Saint-Simon, Mémoires, 1717, tome 14, chapitre XVIII.

 


Quand Pierre le Grand rencontra l’enfant roi

Louis XV rend visite à Pierre le Grand à l’Hôtel de Lesdiguières, le 10 mai 1717, Louis Hersent (1777-1860), 1838. Château de Versailles.

« […] Le roi alla voir le tsar, qui le reçut à sa portière, le vit descendre de carrosse, et marcha de front à la gauche du roi jusque dans sa chambre où ils trouvèrent deux fauteuils égaux. Le roi s’assit dans celui de la droite, le tsar dans celui de la gauche, le prince Kurakin servit d’interprète.

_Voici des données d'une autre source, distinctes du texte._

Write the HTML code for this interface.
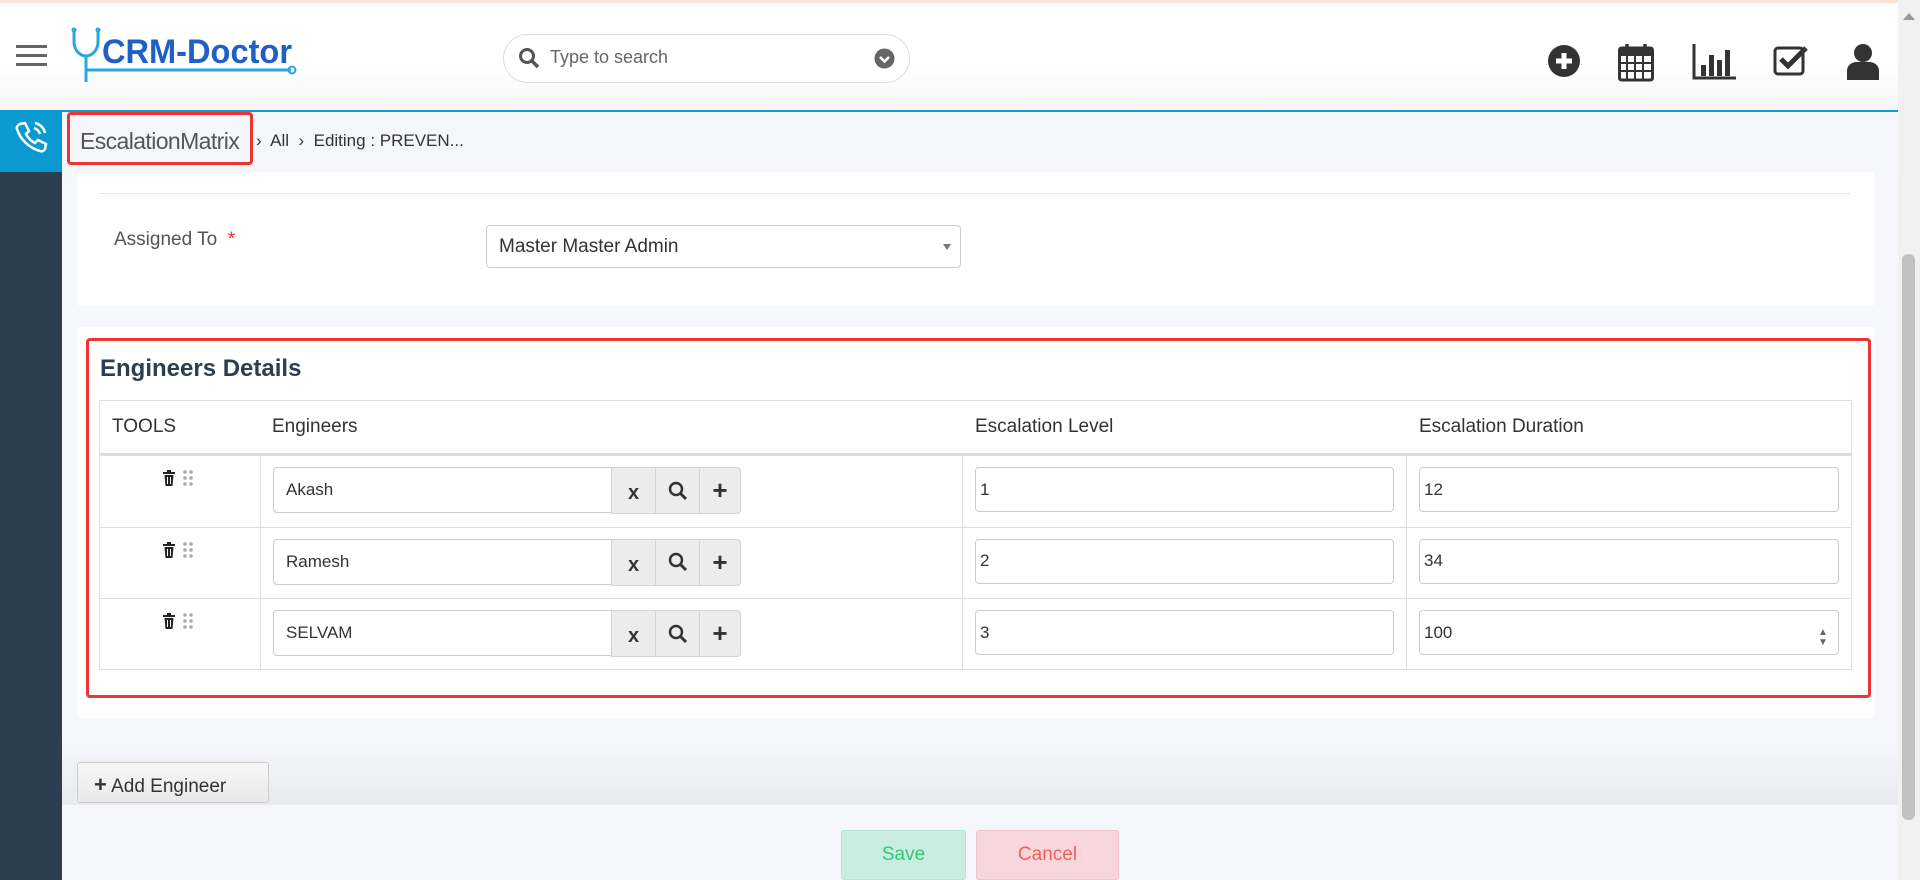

On fut étonné de voir le tsar prendre le roi sous les deux bras, le hausser à son niveau, l’embrasser ainsi en l’air, et le roi à son âge, et qui n’y pouvait pas être préparé, n’en avoir aucune frayeur. On fut frappé de toutes les grâces qu’il montra devant le roi, de l’air de tendresse qu’il prit pour lui, de cette politesse qui coulait de source, et toutefois mêlée de grandeur, d’égalité de rang, et légèrement de supériorité d’âge ; car tout cela se fit très distinctement sentir. Il loua fort le roi, il en parut charmé, et il en persuada tout le monde. Il l’embrassa à plusieurs reprises. Le roi lui fit très joliment son petit et court compliment. »

Saint-Simon, Mémoires, 1717, tome 14, chapitre XVIII.